Our screen watched as both my daughters grew up and evolved from learning how to swim, to swimming all the time, to not wanting to get their hair wet, to lounging on rafts with a cool drink in their hands. Our screen watched birthday parties, Sunday afternoon family swims, countless cook outs and even the occasional late night skinny dips! Our screen watched as we transitioned from play houses and slides to outdoor furniture and grills. Our screen watched as we planted little bushes that have now become very large bushes and has seen our palm trees grow to tower over the lanai. Our screen was with us as we mourned the loss of a very special dog. Our screen was also with us as we were filled with joy in meeting a new, very special dog. Our screen witnessed hours upon hours of working conversations that Michelle and I have enjoyed over the years in that outdoor living space. Our screen has survived several tropical storms and even a few hurricanes that came too close for comfort. As weird as it sounds, our screen has been a part of our family and tomorrow it will be replaced.

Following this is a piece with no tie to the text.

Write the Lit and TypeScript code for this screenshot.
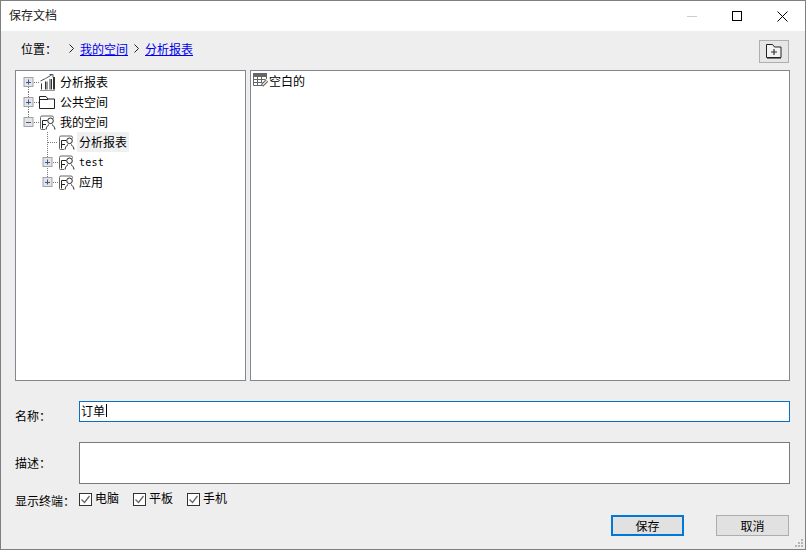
import { LitElement, html, css, svg } from "lit";
import { customElement } from "lit/decorators.js";

const plusBox = (cx: number, open: boolean) => svg`
  <rect x=${cx - 4.5} y="5.5" width="9" height="9" fill="#e4e4e4" stroke="#a3a3a3"/>
  <path d="M${cx - 2} 10h5" stroke="#3b57a0" fill="none" transform="translate(-.5 .5)"/>
  ${open ? "" : svg`<path d="M${cx} 7.500v5" stroke="#3b57a0" fill="none"/>`}`;

const DOT = "1 1";

const guideL0 = (open: boolean, up: boolean, down: boolean) => html`<svg class="guide" width="23" height="20" viewBox="0 0 23 20">
  ${up ? svg`<path d="M12.5 0v6" stroke="#777" stroke-dasharray=${DOT}/>` : ""}
  ${down ? svg`<path d="M12.5 15v5" stroke="#777" stroke-dasharray=${DOT}/>` : ""}
  <path d="M18 10.5h5" stroke="#777" stroke-dasharray=${DOT}/>
  ${plusBox(12.5, open)}
</svg>`;

const guideL1 = (box: boolean, down: boolean) => html`<svg class="guide" width="42" height="20" viewBox="0 0 42 20">
  <path d=${down ? "M31.5 0v20" : "M31.5 0v6"} stroke="#777" stroke-dasharray=${DOT}/>
  <path d="M${box ? 37 : 32} 10.5h${box ? 5 : 10}" stroke="#777" stroke-dasharray=${DOT}/>
  ${box ? plusBox(31.5, false) : ""}
</svg>`;

const personIcon = html`<svg class="icon" width="17" height="17" viewBox="0 0 17 17" fill="none">
  <path d="M6 15.500H2.500a1 1 0 0 1-1-1V3.500a1.500 1.500 0 0 1 1.500-1.500H13a1.500 1.500 0 0 1 1.500 1.500V4.500" stroke="#666"/>
  <path d="M3.500 14.500V6.500H8M3.500 10.500H7" stroke="#222"/>
  <circle cx="11.500" cy="6.800" r="2.800" stroke="#222"/>
  <path d="M7 15.500c.3-2.500 1.800-4 3-5M16 15.500c-.3-2.500-1.800-4-3-5" stroke="#222"/>
</svg>`;

const chartIcon = html`<svg class="icon" width="17" height="17" viewBox="0 0 17 17" fill="none">
  <path d="M1.500 7l5-2.500 7-4M10.500.5h3.500v3" stroke="#555"/>
  <path d="M2.500 9.500v6M6.500 7.500v8M8 7.500v8M11 5v10.500M12.500 5v10.500M14.500 3v12.500M15.500 3v12.500" stroke="#333"/>
  <path d="M1 16.500h15" stroke="#999"/>
</svg>`;

const folderIcon = html`<svg class="icon" width="17" height="17" viewBox="0 0 17 17" fill="none" stroke="#222">
  <path d="M.5 14.500V2.500h6.500l2 2.500h6.500v9.500zM.5 5.500H9"/>
</svg>`;

const gridIcon = html`<svg class="grid" width="17" height="14" viewBox="0 0 17 14" fill="none">
  <rect x="1" y="0" width="14" height="4" fill="#666"/>
  <path d="M1.500 4v8.500h9M1.500 6.500h12M1.500 9.500h9M5.500 4v8.500M9.500 4v6M14.500 4v2" stroke="#666"/>
  <path d="M10 12.500l5-5" stroke="#666" stroke-width="3.400"/>
  <path d="M10.500 12l4.500-4.500" stroke="#e8e8e8" stroke-width="1.200"/>
</svg>`;

const check = html`<svg class="check" width="13" height="13" viewBox="0 0 13 13" fill="none">
  <rect x=".5" y=".5" width="12" height="12" fill="#fff" stroke="#333"/>
  <path d="M2.500 6.500l3 3 5-6.500" stroke="#666" stroke-width="1.300"/>
</svg>`;

@customElement("app-root")
export class AppRoot extends LitElement {
  static styles = css`
    :host {
      display: block;
      width: 806px;
      height: 550px;
      font-family: "Noto Sans CJK SC", "Liberation Sans", sans-serif;
      font-size: 12px;
      color: #000;
    }
    .win {
      box-sizing: border-box;
      width: 806px;
      height: 550px;
      border: 1px solid #7f7f7f;
      background: #eeeeee;
      display: flex;
      flex-direction: column;
      position: relative;
    }
    .title {
      height: 30px;
      background: #fff;
      display: flex;
      align-items: center;
      padding-left: 8px;
      font-size: 12px;
    }
    .title .t { flex: 1; color: #222; padding-bottom: 3px; }
    .wbtn { width: 45px; height: 30px; display: flex; align-items: center; justify-content: center; }
    .wbtn.max { margin-right: 1px; }
    .body {
      flex: 1;
      display: flex;
      flex-direction: column;
      padding: 0 15px 0 14px;
      min-height: 0;
    }
    .loc {
      height: 39px;
      display: flex;
      align-items: center;
    }
    .loc .lbl { width: 46px; margin-left: 6px; padding-bottom: 4px; }
    .crumb { display: flex; align-items: center; gap: 5px; flex: 1; padding: 0 0 4px 2px; }
    .crumb .sep2 { margin-left: 1px; }
    .crumb a { color: #0000ee; text-decoration: underline; }
    .newf {
      box-sizing: border-box;
      width: 30px;
      height: 23px;
      border: 1px solid #aeaeae;
      background: #e6e6e6;
      display: flex;
      align-items: center;
      justify-content: center;
      margin-right: 1px;
      margin-top: 1px;
    }
    .panes { display: flex; gap: 4px; height: 311px; }
    .pane {
      box-sizing: border-box;
      background: #fff;
      border: 1px solid #828790;
      height: 311px;
    }
    .left { width: 231px; padding-top: 1px; }
    .right { width: 540px; padding: 0 0 0 1px; }
    .row { height: 20px; display: flex; align-items: center; white-space: nowrap; }
    .guide { flex: none; }
    .icon { flex: none; }
    .row .lab { margin-left: 3px; padding: 0 2px 0 1px; height: 20px; line-height: 20px; }
    .row.c .lab { margin-left: 2px; padding: 0 2px; }
    .row.sel .lab { background: #f0f0f0; }
    .mono { font-family: "DejaVu Sans Mono", "Liberation Mono", monospace; font-size: 10px; letter-spacing: .2px; padding-top: 1px !important; height: 19px !important; }
    .blank { display: flex; align-items: center; height: 18px; }
    .grid { flex: none; }
    .field { display: flex; align-items: center; }
    .flabel { width: 64px; }
    .input {
      box-sizing: border-box;
      width: 711px;
      background: #fff;
      line-height: 16px;
      padding-left: 1px;
    }
    .name { margin-top: 20px; height: 21px; }
    .name .input { height: 21px; border: 1px solid #0a6fc2; display: flex; align-items: center; padding-bottom: 2px; }
    .name .flabel { padding-top: 8px; }
    .caret { display: inline-block; width: 1px; height: 13px; background: #000; margin-left: 1px; }
    .desc { margin-top: 20px; height: 42px; }
    .desc .input { height: 42px; border: 1px solid #7a7a7a; }
    .desc .flabel { padding-bottom: 1px; }
    .term { margin-top: 5px; height: 20px; }
    .checks { display: flex; gap: 14px; }
    .ck { display: flex; align-items: center; gap: 3px; margin-top: -3px; }
    .term .flabel { padding-top: 2px; }
    .check { flex: none; margin-top: 3px; }
    .acts { display: flex; justify-content: flex-end; gap: 32px; margin-top: 6px; padding-right: 1px; }
    .btn {
      box-sizing: border-box;
      width: 73px;
      height: 21px;
      background: #e1e1e1;
      border: 1px solid #adadad;
      display: flex;
      align-items: center;
      justify-content: center;
    }
    .btn.def { border: 2px solid #0078d7; }
    .grip { position: absolute; right: 1px; bottom: 1px; }
  `;

  private rows = [
    { k: 0, open: false, up: false, down: true, icon: chartIcon, t: "分析报表" },
    { k: 0, open: false, up: true, down: true, icon: folderIcon, t: "公共空间" },
    { k: 0, open: true, up: true, down: false, icon: personIcon, t: "我的空间" },
    { k: 1, box: false, down: true, icon: personIcon, t: "分析报表", sel: true },
    { k: 1, box: true, down: true, icon: personIcon, t: "test", mono: true },
    { k: 1, box: true, down: false, icon: personIcon, t: "应用" },
  ] as any[];

  render() {
    return html`<div class="win">
      <div class="title">
        <span class="t">保存文档</span>
        <div class="wbtn"><svg width="10" height="1"><rect width="10" height="1" fill="#ccc"/></svg></div>
        <div class="wbtn max"><svg width="10" height="10" fill="none"><rect x=".5" y=".5" width="9" height="9" stroke="#000"/></svg></div>
        <div class="wbtn"><svg width="11" height="11" fill="none"><path d="M.5.500l10 10M10.500.500l-10 10" stroke="#000"/></svg></div>
      </div>
      <div class="body">
        <div class="loc">
          <span class="lbl">位置：</span>
          <div class="crumb">
            <svg width="6" height="9" fill="none"><path d="M.5.500l4 4-4 4" stroke="#222"/></svg>
            <a>我的空间</a>
            <svg class="sep2" width="6" height="9" fill="none"><path d="M.5.500l4 4-4 4" stroke="#222"/></svg>
            <a>分析报表</a>
          </div>
          <div class="newf">
            <svg width="16" height="15" viewBox="0 0 16 15" fill="none">
              <path d="M.5 13.500V.5h6l2 2.500h6.500v10.500z" fill="#f3f3f3" stroke="#222"/>
              <path d="M1 14.500h14" stroke="#777"/>
              <path d="M8 5v6M5 8h6" stroke="#333" stroke-width="1.200"/>
            </svg>
          </div>
        </div>
        <div class="panes">
          <div class="pane left">
            ${this.rows.map((r) =>
              r.k === 0
                ? html`<div class="row">${guideL0(r.open, r.up, r.down)}${r.icon}<span class="lab">${r.t}</span></div>`
                : html`<div class="row c ${r.sel ? "sel" : ""}">${guideL1(r.box, r.down)}${r.icon}<span class="lab ${r.mono ? "mono" : ""}">${r.t}</span></div>`
            )}
          </div>
          <div class="pane right">
            <div class="blank">${gridIcon}<span>空白的</span></div>
          </div>
        </div>
        <div class="field name">
          <span class="flabel">名称：</span>
          <div class="input"><span>订单</span><span class="caret"></span></div>
        </div>
        <div class="field desc">
          <span class="flabel">描述：</span>
          <div class="input"></div>
        </div>
        <div class="field term">
          <span class="flabel">显示终端：</span>
          <div class="checks">
            <label class="ck">${check}<span>电脑</span></label>
            <label class="ck">${check}<span>平板</span></label>
            <label class="ck">${check}<span>手机</span></label>
          </div>
        </div>
        <div class="acts">
          <div class="btn def">保存</div>
          <div class="btn">取消</div>
        </div>
      </div>
      <svg class="grip" width="10" height="10" fill="#b5b5b5">
        <rect x="7" y="1" width="2" height="2"/><rect x="4" y="4" width="2" height="2"/><rect x="7" y="4" width="2" height="2"/>
        <rect x="1" y="7" width="2" height="2"/><rect x="4" y="7" width="2" height="2"/><rect x="7" y="7" width="2" height="2"/>
      </svg>
    </div>`;
  }
}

Fifteen years ago I didn’t even think to wax poetic about the changing of the screen. The screen was old and worn and needed to be changed so that we could enjoy our pool and lanai. The same is true today, but the difference now is that we have a relationship with this screen. The former screen was the screen that came with the house when we bought it. It was the previous owner’s screen,. This screen is our screen. Relationship makes all the difference in the world. Without relationship, life is nothing more than a collection of events strung together. With relationship, things like a lanai screen are personified and become a part of a family’s story.

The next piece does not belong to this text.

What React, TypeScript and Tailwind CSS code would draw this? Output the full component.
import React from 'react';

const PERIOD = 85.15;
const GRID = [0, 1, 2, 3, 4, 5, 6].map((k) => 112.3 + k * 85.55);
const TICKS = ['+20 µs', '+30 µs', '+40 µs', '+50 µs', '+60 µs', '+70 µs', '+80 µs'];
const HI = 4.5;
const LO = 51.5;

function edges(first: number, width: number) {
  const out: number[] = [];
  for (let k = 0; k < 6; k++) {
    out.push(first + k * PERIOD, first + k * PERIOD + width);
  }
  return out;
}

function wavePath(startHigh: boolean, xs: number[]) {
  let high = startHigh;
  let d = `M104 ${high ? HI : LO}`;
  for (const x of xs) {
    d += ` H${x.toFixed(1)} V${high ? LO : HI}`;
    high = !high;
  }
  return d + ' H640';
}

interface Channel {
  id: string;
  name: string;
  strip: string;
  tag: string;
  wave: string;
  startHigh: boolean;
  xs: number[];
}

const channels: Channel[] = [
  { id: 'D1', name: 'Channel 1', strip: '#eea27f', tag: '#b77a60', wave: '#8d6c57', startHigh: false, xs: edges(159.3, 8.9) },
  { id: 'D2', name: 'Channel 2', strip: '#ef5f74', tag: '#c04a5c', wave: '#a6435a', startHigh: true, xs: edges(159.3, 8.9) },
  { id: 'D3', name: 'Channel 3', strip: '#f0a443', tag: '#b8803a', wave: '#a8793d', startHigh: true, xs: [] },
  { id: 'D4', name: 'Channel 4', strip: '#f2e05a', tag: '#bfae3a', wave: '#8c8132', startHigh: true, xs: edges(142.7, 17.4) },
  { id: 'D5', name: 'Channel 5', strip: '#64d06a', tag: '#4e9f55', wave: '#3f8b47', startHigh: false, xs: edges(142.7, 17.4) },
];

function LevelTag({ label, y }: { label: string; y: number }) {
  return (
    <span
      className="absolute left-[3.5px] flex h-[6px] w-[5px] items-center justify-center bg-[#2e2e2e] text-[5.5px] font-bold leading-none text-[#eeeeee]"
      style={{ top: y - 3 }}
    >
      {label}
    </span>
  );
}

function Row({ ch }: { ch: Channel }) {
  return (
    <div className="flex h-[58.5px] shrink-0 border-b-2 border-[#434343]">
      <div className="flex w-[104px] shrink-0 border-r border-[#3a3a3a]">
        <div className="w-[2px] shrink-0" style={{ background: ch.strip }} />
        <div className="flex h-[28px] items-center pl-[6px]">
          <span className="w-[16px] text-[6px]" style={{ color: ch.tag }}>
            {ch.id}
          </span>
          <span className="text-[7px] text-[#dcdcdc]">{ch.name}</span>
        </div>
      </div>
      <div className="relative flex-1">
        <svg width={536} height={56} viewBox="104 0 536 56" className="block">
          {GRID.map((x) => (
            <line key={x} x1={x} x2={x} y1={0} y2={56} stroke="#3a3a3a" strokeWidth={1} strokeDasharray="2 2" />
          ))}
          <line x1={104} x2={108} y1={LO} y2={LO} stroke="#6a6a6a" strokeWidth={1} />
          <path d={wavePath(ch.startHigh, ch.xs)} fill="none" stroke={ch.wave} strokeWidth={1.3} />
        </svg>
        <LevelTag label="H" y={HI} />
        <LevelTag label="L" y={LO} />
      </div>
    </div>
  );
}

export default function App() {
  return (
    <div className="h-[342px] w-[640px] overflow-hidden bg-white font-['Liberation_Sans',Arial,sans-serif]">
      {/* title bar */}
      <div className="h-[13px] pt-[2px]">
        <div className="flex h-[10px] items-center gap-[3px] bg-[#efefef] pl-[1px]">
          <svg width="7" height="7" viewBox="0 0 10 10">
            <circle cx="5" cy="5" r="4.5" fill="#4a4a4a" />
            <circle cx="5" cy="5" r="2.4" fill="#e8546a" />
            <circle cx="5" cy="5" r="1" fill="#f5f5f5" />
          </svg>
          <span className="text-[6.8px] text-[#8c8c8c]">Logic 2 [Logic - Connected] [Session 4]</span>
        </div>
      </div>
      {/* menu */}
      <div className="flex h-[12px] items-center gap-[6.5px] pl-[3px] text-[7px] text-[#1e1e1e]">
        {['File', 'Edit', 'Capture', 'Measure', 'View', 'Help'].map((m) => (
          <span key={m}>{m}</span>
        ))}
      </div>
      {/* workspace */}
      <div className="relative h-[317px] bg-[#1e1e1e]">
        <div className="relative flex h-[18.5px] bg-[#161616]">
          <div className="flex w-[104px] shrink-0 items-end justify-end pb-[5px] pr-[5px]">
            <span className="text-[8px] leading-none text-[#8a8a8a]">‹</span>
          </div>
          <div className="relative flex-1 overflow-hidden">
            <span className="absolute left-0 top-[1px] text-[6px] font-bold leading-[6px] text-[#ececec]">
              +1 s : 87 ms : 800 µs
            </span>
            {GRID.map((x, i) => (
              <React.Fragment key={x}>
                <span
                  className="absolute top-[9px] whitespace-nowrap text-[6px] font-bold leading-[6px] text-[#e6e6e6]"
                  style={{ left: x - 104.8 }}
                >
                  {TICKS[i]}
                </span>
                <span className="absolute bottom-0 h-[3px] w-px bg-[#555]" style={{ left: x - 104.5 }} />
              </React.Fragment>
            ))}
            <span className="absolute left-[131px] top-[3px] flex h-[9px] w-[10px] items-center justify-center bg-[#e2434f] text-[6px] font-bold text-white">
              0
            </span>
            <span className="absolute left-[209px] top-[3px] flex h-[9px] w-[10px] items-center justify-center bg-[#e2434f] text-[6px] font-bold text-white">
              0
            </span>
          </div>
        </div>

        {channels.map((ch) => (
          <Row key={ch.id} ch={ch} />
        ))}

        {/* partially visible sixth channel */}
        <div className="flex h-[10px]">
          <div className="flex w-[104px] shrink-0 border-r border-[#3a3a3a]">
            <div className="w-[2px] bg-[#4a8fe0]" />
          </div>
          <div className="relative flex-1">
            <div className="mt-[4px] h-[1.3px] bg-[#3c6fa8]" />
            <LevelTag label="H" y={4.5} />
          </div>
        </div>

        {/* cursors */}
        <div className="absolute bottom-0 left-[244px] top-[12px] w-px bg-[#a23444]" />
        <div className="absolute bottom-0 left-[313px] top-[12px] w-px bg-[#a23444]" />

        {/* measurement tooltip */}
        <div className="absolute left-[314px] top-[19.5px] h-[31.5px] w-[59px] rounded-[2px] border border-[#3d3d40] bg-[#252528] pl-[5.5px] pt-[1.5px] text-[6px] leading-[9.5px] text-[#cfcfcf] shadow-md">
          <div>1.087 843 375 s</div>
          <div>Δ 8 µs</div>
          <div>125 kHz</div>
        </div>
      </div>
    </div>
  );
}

I was walking around the Cardiac Critical Care Unit in the early part of May, just after Mother’s Day, and I was thinking about my heart. Yes, I was in the hospital waiting for a heart transplant. Yes, I knew that if I didn’t get a transplant I wouldn’t be long for this world. Yet, as I was doing laps around the unit I was waxing poetic about my heart and its service to my life over the last fifty-two years. There was a lot of water under that bridge. After all this was the heart that fell in love with Michelle. This was the heart that was with me as I lived in eleven different homes across four different states. This was the heart that provided the energy that I needed to ride my bike everywhere before I got a driver’s license. This was the heart that propelled me through college. This was the heart that melted upon seeing the birth of my daughters. This was the heart that was moved by God to go into ministry. I had a relationship with this heart. It was a part of me. I knew that it was for the best that my heart was replaced, but I still get emotional at the thought of the time we spent together and the service it provided me.
I’m not going to lie, I would have never thought about a lanai screen in this way before my heart transplant. I can’t wait to get our screen replaced because it looks bad and it no longer keeps the bugs out. It is time for a change. It is time to meet a new screen, to make new memories, to continue to live life in a better, new and improved way. Yes, I treasure the memories of the last fifteen years in my home, just like I treasure the memories of the last fifty two years with my old heart. Yet, It is time to upgrade. It is time to turn the page and begin to write a new chapter in life.